Important #4: Don't bang your head against the
wall for hours on plugging-in issues. This process really should not be
time-intensive. A simple e-mail to the TA or coming in during office hours
for five minutes might save you hours if you're stuck!
Important #5: I tested several of your ID3
algorithms. Unfortunately, several of them tend to have severe memory
problems when the number of examples and dimension increases (2000 x 64).
Namely, your programs completely blow away the JVM (if you're using
java). This causes your program to crash. If you have questions about this, please see me.
Plugging In
Java
- Download the Java web service code.
- Open the LearnerGlue.java file. Replace DumbLearner with the name of your learner class.
- Modify your class so that it implements edu.unl.lasso.Learner.MyLearner.MyLearner instead of MyLearner (one line code change).
- Type "make".
- We are going to start a pseudo-webserver to run our service in.
You need to pick a service port. Any random four-digit number greater
than 4000 should work. From the directory your code is in, run:
java -classpath .:lasso.jar org.apache.axis.transport.http.SimpleAxisServer -p 8080 &
where 8080 is the port number of your choice.
- We will now start the service, also from the source directory, run:
java -classpath .:lasso.jar
org.apache.axis.client.AdminClient -p 8080 deploy.wsdd
again where 8080 is the port number of your choice.

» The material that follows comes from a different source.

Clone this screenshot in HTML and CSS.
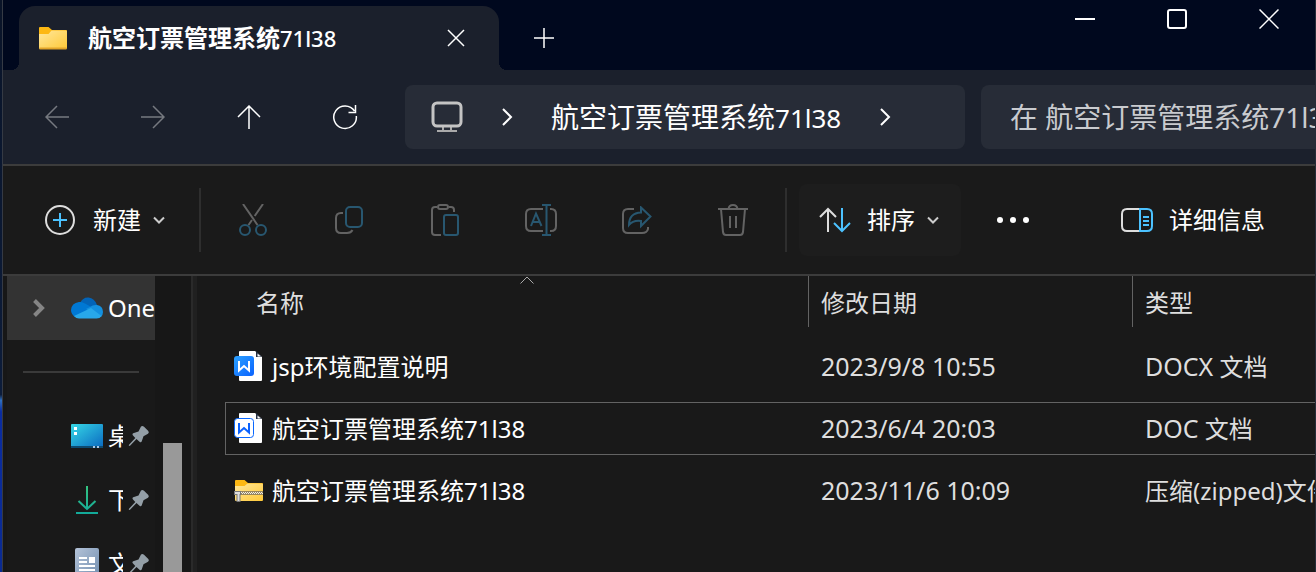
FILE: index.html
```
<!DOCTYPE html>
<html lang="zh-CN">
<head>
<meta charset="utf-8">
<title>航空订票管理系统71l38</title>
<link rel="stylesheet" href="styles.css">
</head>
<body>
<svg class="defs" width="0" height="0" aria-hidden="true">
  <defs>
    <linearGradient id="folder" x1="0" y1="0" x2="1" y2="1"><stop offset="0" stop-color="#ffe79b"/><stop offset="1" stop-color="#ffc938"/></linearGradient>
    <linearGradient id="desk" x1="0" y1="0" x2="1" y2="1"><stop offset="0" stop-color="#36d8e6"/><stop offset="1" stop-color="#0a68c0"/></linearGradient>
    <linearGradient id="down" x1="0" y1="0" x2="0" y2="28" gradientUnits="userSpaceOnUse"><stop offset="0" stop-color="#35c481"/><stop offset="1" stop-color="#12a99a"/></linearGradient>
    <linearGradient id="paper" x1="0" y1="0" x2="1" y2="1"><stop offset="0" stop-color="#b4c3d8"/><stop offset="1" stop-color="#6f8cae"/></linearGradient>
    <linearGradient id="word" x1="0" y1="0" x2="1" y2="1"><stop offset="0" stop-color="#2ca2ff"/><stop offset="1" stop-color="#0a62ff"/></linearGradient>
    <symbol id="pin" viewBox="0 0 22 22"><path d="M13 1.500Q14.500 .300 16 1.800L20.300 6Q21.500 7.500 20 8.700L15.500 11.200L13.700 16.500Q12.800 18 11.500 16.800L8.500 14L2 20.800L.800 21L1 19.800L7.300 13L4.800 10.300Q3.800 9 5.200 8.300L10.500 6.500Z" fill="#949fa7"/></symbol>
  </defs>
</svg>
<div class="desktop">
<main class="window">
  <header class="titlebar">
    <div class="tab">
      <svg class="folder" width="28" height="24" viewBox="0 0 28 24"><path d="M0 2Q0 1 1 1H9.500L13 4H27Q28 4 28 5V9H0Z" fill="#fdb813"/><path d="M0 8H9.500L12.500 4.500H27Q28 4.500 28 5.500V22Q28 23 27 23H1Q0 23 0 22Z" fill="url(#folder)"/><path d="M.500 22.500H27.500" stroke="#e2a52a"/></svg>
      <h1 class="tab-title">航空订票管理系统<span class="tab-latin">71l38</span></h1>
      <button class="plain tab-close" aria-label="关闭标签页"><svg class="thin" width="18" height="18" viewBox="0 0 18 18"><path d="M1 1L17 17M17 1L1 17"/></svg></button>
    </div>
    <button class="plain tab-add" aria-label="新建标签页"><svg class="thin" width="20" height="20" viewBox="0 0 20 20"><path d="M10 0V20M0 10H20"/></svg></button>
    <div class="captions">
      <button class="plain caption" aria-label="最小化"><svg width="20" height="20" viewBox="0 0 20 20"><path d="M0 10H20" stroke-width="2"/></svg></button>
      <button class="plain caption" aria-label="最大化"><svg width="20" height="20" viewBox="0 0 20 20"><rect x="1" y="1" width="18" height="18" rx="2" stroke-width="2"/></svg></button>
      <button class="plain caption" aria-label="关闭"><svg class="thin" width="20" height="20" viewBox="0 0 20 20"><path d="M.500 .500L19.500 19.500M19.500 .500L.500 19.500"/></svg></button>
    </div>
  </header>

  <nav class="navbar">
    <div class="nav-buttons">
      <button class="plain nav-button dim" aria-label="后退"><svg class="thin" width="24" height="24" viewBox="0 0 24 24"><path d="M24 12H1M12 1L1 12L12 23"/></svg></button>
      <button class="plain nav-button dim" aria-label="前进"><svg class="thin" width="24" height="24" viewBox="0 0 24 24"><path d="M0 12H23M12 1L23 12L12 23"/></svg></button>
      <button class="plain nav-button" aria-label="向上"><svg class="thin" width="24" height="24" viewBox="0 0 24 24"><path d="M12 24V1M1 12L12 1L23 12"/></svg></button>
      <button class="plain nav-button" aria-label="刷新"><svg class="thin" width="26" height="26" viewBox="0 0 26 26"><path d="M22.500 7A11.300 11.300 0 1 0 24.300 12M23.500 1V8.500H16.500"/></svg></button>
    </div>
    <div class="fields">
      <div class="address">
        <svg class="monitor" width="32" height="32" viewBox="0 0 32 32"><path d="M12 25V30M20 25V30M6 30H26" stroke="#aaa" stroke-width="2"/><rect x="2" y="2" width="28" height="23" rx="4"/></svg>
        <svg class="crumb" width="12" height="18" viewBox="0 0 12 18"><path d="M2 1L10 9L2 17"/></svg>
        <a class="crumb-text" href="#">航空订票管理系统<span class="crumb-latin">71l38</span></a>
        <svg class="crumb" width="12" height="18" viewBox="0 0 12 18"><path d="M2 1L10 9L2 17"/></svg>
      </div>
      <input class="search" type="text" aria-label="搜索" placeholder="在 航空订票管理系统71l38 中搜索">
    </div>
  </nav>

  <section class="commands" aria-label="命令">
    <button class="plain new-button">
      <svg width="30" height="30" viewBox="0 0 30 30"><circle cx="15" cy="15" r="14" stroke="#ddd"/><path d="M15 8V22M8 15H22" stroke="#4cc2ff"/></svg>
      <span>新建</span>
      <svg class="chevron" width="12" height="8" viewBox="0 0 12 8"><path d="M1 1.500L6 6.500L11 1.500"/></svg>
    </button>
    <span class="separator"></span>
    <div class="tools">
      <button class="plain tool" aria-label="剪切"><svg width="28" height="32" viewBox="0 0 28 32"><path d="M4 0L18.500 21M24 0L15.700 12M13 16L9.500 21"/><g class="accent"><circle cx="6" cy="26" r="5"/><circle cx="22" cy="26" r="5"/></g></svg></button>
      <button class="plain tool" aria-label="复制"><svg width="28" height="28" viewBox="0 0 28 28"><path d="M8 7H6Q1 7 1 12V22Q1 27 6 27H12Q16 27 17.500 24"/><rect class="accent" x="11" y="1" width="16" height="20" rx="4"/></svg></button>
      <button class="plain tool" aria-label="粘贴"><svg width="28" height="32" viewBox="0 0 28 32"><path d="M6 3H4Q1 3 1 6V28Q1 31 4 31H10M18 3H20Q23 3 23 6V8"/><rect x="7" y="1" width="10" height="4" rx="2"/><rect class="accent" x="13" y="11" width="14" height="20" rx="2"/></svg></button>
      <button class="plain tool" aria-label="重命名"><svg width="32" height="32" viewBox="0 0 32 32"><path d="M18 5H6Q1 5 1 10V22Q1 27 6 27H18M25 5H26Q31 5 31 10V22Q31 27 26 27H25"/><path class="accent" d="M17 1H26M17 31H26M21.500 1V31M6 22L11 9.500L16.500 22M8 18H14.500"/></svg></button>
      <button class="plain tool" aria-label="共享"><svg width="30" height="28" viewBox="0 0 30 28"><path d="M12 3H6Q1 3 1 8V22Q1 27 6 27H20Q25 27 26 23V21"/><path class="accent" d="M19 1.500L28.500 10.500L19 20V15Q11 14 7 19Q7 7 19 6.500Z"/></svg></button>
      <button class="plain tool" aria-label="删除"><svg width="30" height="32" viewBox="0 0 30 32"><path d="M0 5H30M10.500 5Q11 1 15 1T19.500 5M3 5L5 28Q5.500 31 8 31H22Q24.500 31 25 28L27 5M12 12V24M18 12V24"/></svg></button>
    </div>
    <span class="separator"></span>
    <button class="plain sort-button">
      <svg width="32" height="26" viewBox="0 0 32 26"><path d="M9 25V2M1 10L9 2L17 10" stroke="#ddd"/><path d="M23 1V24M15 16L23 24L31 16" stroke="#4cc2ff"/></svg>
      <span>排序</span>
      <svg class="chevron" width="12" height="8" viewBox="0 0 12 8"><path d="M1 1.500L6 6.500L11 1.500"/></svg>
    </button>
    <button class="plain more-button" aria-label="更多"><svg width="32" height="6" viewBox="0 0 32 6"><g fill="#fff" stroke="none"><circle cx="3" cy="3" r="3"/><circle cx="16" cy="3" r="3"/><circle cx="29" cy="3" r="3"/></g></svg></button>
    <button class="plain details-button">
      <svg width="32" height="24" viewBox="0 0 32 24"><path d="M19 1H6Q1 1 1 6V18Q1 23 6 23H19" stroke="#ddd"/><path d="M19 1H26Q31 1 31 6V18Q31 23 26 23H19ZM22 9H28M22 13H28M22 17H28" stroke="#4cc2ff"/></svg>
      <span>详细信息</span>
    </button>
  </section>

  <div class="content">
    <aside class="sidebar">
      <div class="tree">
        <a class="tree-row onedrive" href="#">
          <svg class="expander" width="14" height="18" viewBox="0 0 14 18"><path d="M3.500 1.500L11 9L3.500 16.500" stroke="#858585" stroke-width="4"/></svg>
          <svg class="tree-icon" width="32" height="22" viewBox="0 0 32 22"><path d="M9 6Q12 0 17.500 .500Q23.500 1 26 8L17 14Z" fill="#0364b8" stroke="none"/><path d="M8 5Q11 4.500 14 6.500L24 12L4 20Q0 17 0 13Q.500 6 8 5Z" fill="#0078d4" stroke="none"/><path d="M19 10Q22 7.500 26 8Q32 9 32 15Q32 18 30 20L15 12Z" fill="#1490df" stroke="none"/><path d="M3 19L20 11L30.500 19Q29 21.500 25.500 21.500H8Q5 21.500 3 19Z" fill="#28a8ea" stroke="none"/></svg>
          <span class="tree-label wide">OneDrive</span>
        </a>
        <hr class="divider">
        <a class="tree-row" href="#">
          <svg class="tree-icon" width="32" height="24" viewBox="0 0 32 24"><g stroke="none"><rect width="32" height="24" rx="1" fill="url(#desk)"/><path d="M0 22H32V24H0Z" fill="#0c4a70"/><path d="M3 3H6V6H3ZM3 8H6V11H3Z" fill="#fff"/><path d="M22 22H24V24H22ZM26 22H28V24H26Z" fill="#a9c8e8"/></g></svg>
          <span class="tree-label">桌面</span><svg class="pin" width="22" height="22"><use href="#pin"/></svg>
        </a>
        <a class="tree-row" href="#">
          <svg class="tree-icon" width="32" height="28" viewBox="0 0 32 28"><path d="M16 0V22M7.500 15L16 23L24.500 15M5 27H27" stroke="url(#down)" stroke-width="2"/></svg>
          <span class="tree-label">下载</span><svg class="pin" width="22" height="22"><use href="#pin"/></svg>
        </a>
        <a class="tree-row" href="#">
          <svg class="tree-icon" width="32" height="32" viewBox="0 0 32 32"><g stroke="none"><rect x="4" width="24" height="32" rx="2" fill="url(#paper)"/><path d="M8 9H16V11H8ZM8 13H16V15H8ZM18 9H24V15H18ZM8 17H24V19H8ZM8 21H24V23H8Z" fill="#fff"/></g></svg>
          <span class="tree-label">文档</span><svg class="pin" width="22" height="22"><use href="#pin"/></svg>
        </a>
      </div>
      <div class="scrollbar"><div class="thumb"></div></div>
    </aside>

    <div class="files">
      <svg class="sort-mark" width="14" height="8" viewBox="0 0 14 8"><path d="M.500 7.500L7 1L13.500 7.500" stroke="#aaa" stroke-width="1"/></svg>
      <table class="file-table">
        <thead><tr class="head"><th>名称</th><th>修改日期</th><th>类型</th></tr></thead>
        <tbody>
          <tr class="file">
            <td><svg width="28" height="31" viewBox="0 0 28 31"><g stroke="none"><path d="M5 1Q5 0 6 0H21L28 6V29Q28 30 27 30H6Q5 30 5 29Z" fill="#fff"/><path d="M22 0L28 6H22Z" fill="#243044"/><path d="M23.500 2.500L27 5.500H23.500Z" fill="#fff"/><rect y="5" width="20" height="20" rx="3" fill="url(#word)"/></g><path d="M5 10V19.500L10 15L15 19.500V10" stroke="#fff"/></svg><span>jsp环境配置说明</span></td>
            <td><span class="latin">2023/9/8 10:55</span></td><td><span class="latin">DOCX</span> 文档</td>
          </tr>
          <tr class="file focused">
            <td><svg width="28" height="31" viewBox="0 0 28 31"><g stroke="none"><path d="M5 1Q5 0 6 0H21L28 6V29Q28 30 27 30H6Q5 30 5 29Z" fill="#fff"/><path d="M22 0L28 6H22Z" fill="#243044"/><path d="M23.500 2.500L27 5.500H23.500Z" fill="#fff"/></g><rect x=".5" y="5.500" width="19" height="19" rx="3" fill="#fff" stroke="#0a68ff" stroke-width="1"/><path d="M5 10V19.500L10 15L15 19.500V10" stroke="#0a62ff"/></svg><span>航空订票管理系统71l38</span></td>
            <td><span class="latin">2023/6/4 20:03</span></td><td><span class="latin">DOC</span> 文档</td>
          </tr>
          <tr class="file">
            <td><svg width="30" height="24" viewBox="0 0 30 24"><g stroke="none"><path d="M1 2Q1 1 2 1H10.500L14 4H28Q29 4 29 5V9H1Z" fill="#fdb813"/><path d="M1 7H10.500L13.500 4.500H28Q29 4.500 29 5.500V21Q29 22 28 22H2Q1 22 1 21Z" fill="url(#folder)"/><path d="M6 12H29V16H6Z" fill="#98865c"/></g><path d="M7 13.500H29M8 14.500H29" stroke="#eee" stroke-width="1" stroke-dasharray="1 1"/><path d="M0 14H7M4.500 13V23" stroke="#777" stroke-width="4"/><path d="M1 14H6M4.500 14V22" stroke="#ddd" stroke-width="2"/></svg><span class="zip-name">航空订票管理系统71l38</span></td>
            <td><span class="latin">2023/11/6 10:09</span></td><td>压缩(zipped)文件夹</td>
          </tr>
        </tbody>
      </table>
    </div>
  </div>
</main>
</div>
</body>
</html>
```
FILE: styles.css
```
* {
  box-sizing: border-box;
}

body {
  margin: 0;
  font: 24px/32px "Noto Sans", "Noto Sans CJK SC", sans-serif;
  color: #fff;
  background: #191919;
  overflow: hidden;
}

svg {
  display: block;
  flex: none;
  fill: none;
  stroke: #fff;
  stroke-width: 2;
}

.thin {
  stroke-width: 1.5;
}

.defs {
  position: absolute;
}

.pin {
  stroke: none;
}

a {
  color: inherit;
  text-decoration: none;
}

.plain {
  display: flex;
  align-items: center;
  justify-content: center;
  padding: 0;
  border: 0;
  background: none;
  color: inherit;
  font: inherit;
}

.desktop {
  min-height: 100vh;
  padding-left: 2px;
  background: linear-gradient(#0a1428 0, #0c1c3a 69%, #2f6fc0 70%, #0a2ca0 72%, #0a2a90 100%);
}

.window {
  display: flex;
  flex-direction: column;
  height: 100vh;
  border-left: 1px solid #353a44;
  border-right: 1px solid #252c38;
  background: #191919;
  overflow: hidden;
}

/* Title bar */

.titlebar {
  display: flex;
  height: 70px;
  padding: 6px 0 0 16px;
  background: #00081e;
}

.tab {
  position: relative;
  display: flex;
  align-items: center;
  width: 480px;
  padding: 0 32px 0 20px;
  border-radius: 16px 16px 0 0;
  background: #1b202c;
}

.tab::before,
.tab::after {
  content: "";
  position: absolute;
  bottom: 0;
  width: 8px;
  height: 8px;
}

.tab::before {
  right: 100%;
  background: radial-gradient(circle at 0 0, #00081e 8px, #1b202c 8px);
}

.tab::after {
  left: 100%;
  background: radial-gradient(circle at 100% 0, #00081e 8px, #1b202c 8px);
}

.folder {
  stroke: none;
}

.tab-title {
  margin: 0 auto 0 21px;
  font-size: 24px;
  font-weight: 700;
  white-space: nowrap;
}

.tab-latin {
  font-size: 22px;
  font-weight: 500;
}

.tab-close {
  width: 22px;
  height: 64px;
}

.tab-add {
  width: 90px;
}

.captions {
  display: flex;
  align-items: flex-start;
  margin-left: auto;
}

.caption {
  width: 92px;
  height: 26px;
}

/* Navigation */

.navbar {
  display: flex;
  align-items: center;
  height: 96px;
  padding-left: 6px;
  border-bottom: 2px solid #3c3c3c;
  background: #1b202c;
}

.nav-buttons {
  display: flex;
  margin-right: 12px;
}

.nav-button {
  width: 96px;
  height: 64px;
}

.dim {
  opacity: 0.4;
}

.fields {
  display: grid;
  flex: 1;
  grid-template-columns: minmax(0, 560fr) minmax(0, 334fr);
  gap: 16px;
  min-width: 0;
}

.address,
.search {
  min-width: 0;
  height: 64px;
  background: #272c37;
  font-size: 28px;
}

.address {
  display: flex;
  align-items: center;
  padding-left: 26px;
  border-radius: 8px;
  overflow: hidden;
}

.monitor {
  stroke: #c4c4c4;
  stroke-width: 3;
}

.crumb {
  margin: 0 38px;
}

.crumb-text {
  white-space: nowrap;
}

.crumb-latin {
  font-size: 26px;
}

.search {
  width: 100%;
  padding: 0 0 0 29px;
  border: 0;
  border-radius: 8px 0 0 8px;
  color: #fff;
  font-family: inherit;
}

.search::placeholder {
  color: #c9cbcf;
  opacity: 1;
}

/* Command bar */

.commands {
  display: flex;
  align-items: center;
  height: 110px;
  border-bottom: 2px solid #3c3c3c;
  background: #1a1a1a;
}

.new-button {
  width: 196px;
  height: 72px;
  padding-left: 42px;
  justify-content: flex-start;
}

.new-button span {
  margin: 0 12px 0 18px;
}

.chevron {
  stroke: #ccc;
}

.separator {
  width: 2px;
  height: 64px;
  background: #2e2e2e;
}

.tools {
  display: flex;
  margin: 0 4px;
}

.tool {
  width: 96px;
  height: 72px;
}

.tool svg {
  stroke: #636363;
}

.tool .accent {
  stroke: #285770;
}

.sort-button {
  width: 162px;
  height: 72px;
  margin: 0 4px 0 12px;
  padding-right: 2px;
  border-radius: 8px;
  background: #1d1d1d;
}

.sort-button span {
  margin: 0 12px 0 16px;
}

.more-button {
  width: 96px;
  height: 72px;
}

.details-button {
  gap: 16px;
  height: 72px;
  margin-left: auto;
  padding-right: 50px;
}

/* Content */

.content {
  display: flex;
  flex: 1;
  min-height: 0;
}

.sidebar {
  display: flex;
  flex: none;
  width: 194px;
  padding-left: 4px;
  border-right: 4px solid #202020;
  background: #171717;
  box-shadow: inset -2px 0 #2a2a2a;
}

.tree {
  width: 148px;
  background: #191919;
}

.tree-row {
  display: flex;
  align-items: center;
  height: 64px;
  padding-left: 64px;
}

.onedrive {
  padding-left: 24px;
  background: #333;
}

.expander {
  margin-right: 26px;
}

.tree-label {
  width: 15px;
  margin: 0 5px;
  overflow: hidden;
  white-space: nowrap;
}

.wide {
  width: 47px;
  margin-right: 0;
}

.divider {
  height: 2px;
  margin: 31px 16px;
  border: 0;
  background: #3a3a3a;
}

.scrollbar {
  display: flex;
  align-items: flex-end;
  margin-left: 8px;
}

.thumb {
  width: 19px;
  height: calc(100% - 167px);
  background: #999;
}

.files {
  position: relative;
  flex: 1;
  min-width: 0;
  padding-left: 28px;
  overflow: hidden;
}

.sort-mark {
  position: absolute;
  top: 0;
  left: 323px;
}

.file-table,
.file-table thead {
  display: block;
}

.file-table tbody {
  display: flex;
  flex-direction: column;
  gap: 9px;
  margin-top: 13px;
}

.head,
.file {
  display: grid;
  grid-template-columns: 584px 324px 1fr;
}

.head th {
  height: 51px;
  padding: 11px 12px 8px;
  border-right: 1px solid #636363;
  color: #dedede;
  font-weight: 400;
  text-align: left;
}

.head th:first-child {
  padding-left: 31px;
}

.head th:last-child {
  border-right: 0;
}

.file {
  align-items: center;
  height: 53px;
  border: 1px solid transparent;
}

.focused {
  border-color: #636363;
  border-right: 0;
}

.latin {
  font-size: 25px;
}

.file td {
  padding: 0 11px;
  color: #dedede;
  white-space: nowrap;
}

.file td:first-child {
  display: flex;
  align-items: center;
  gap: 10px;
  padding-left: 8px;
  color: #fff;
}

.file .zip-name {
  margin-left: -2px;
}
```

- We are now running a web service! As long as the machine you're running on does not die/get rebooted, this service should be available.
- The URL to your service is: http://machinename:8080/axis/services/MyLearner where machinename is the computer's name and 8080 is the port number.
- Note: if you make changes to your code after starting the server, you may need to restart the server. Kill the old process first.
If you do this, you do not
have to add a new learner so long as you do not change the port number.
- Proceed with the registration steps below.
C++
- Download the C++ web service code.
- Copy your learner to the same directory as the files extracted
from the web service archive.
- Adjust the Makefile that comes with the new code. Replace DumbLearner with the name of your class. Add any compilation rules to the Makefile for any external classes you may have written.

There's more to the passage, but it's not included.